2022-09-16 Thread Bjørn-Helge Mevik
Davide DelVento  writes:

> 2. How to debug the issue?

I'd try capturing all stdout and stderr from the script into a file on the 
compute
node, for instance like this:

exec &> /root/prolog_slurmd.$$
set -x # To print out all commands

before any other commands in the script.  The "prolog_slurmd." will
then contain a log of all commands executed in the script, along with
all output (stdout and stderr).  If there is no "prolog_slurmd."
file after the job has been scheduled, then as has been pointed out by
others, slurm wasn't able to exec the prolog at all.

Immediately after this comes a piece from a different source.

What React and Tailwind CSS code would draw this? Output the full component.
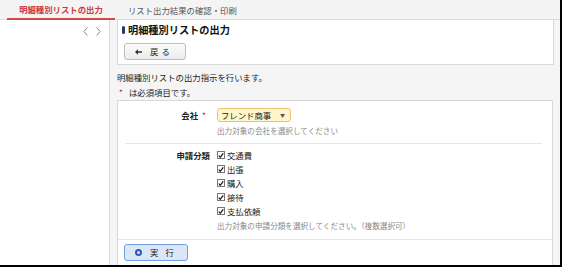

> Even increasing the debug level the
> slurmctld.log contains simply a "error: validate_node_specs: Prolog or
> job env setup failure on node xxx, draining the node" message, without
> even a line number or anything.

Slurm only executes the prolog script.  It doesn't parse it or evaluate
it itself, so it has no way of knowing what fails inside the script.

> 3. And more generally, how to debug a prolog (and epilog) script
> without disrupting all production jobs? Unfortunately we can't have
> another slurm install for testing, is there a sbatch option to force
> utilizing a prolog script which would not be executed for all the
> other jobs? Or perhaps making a dedicated queue?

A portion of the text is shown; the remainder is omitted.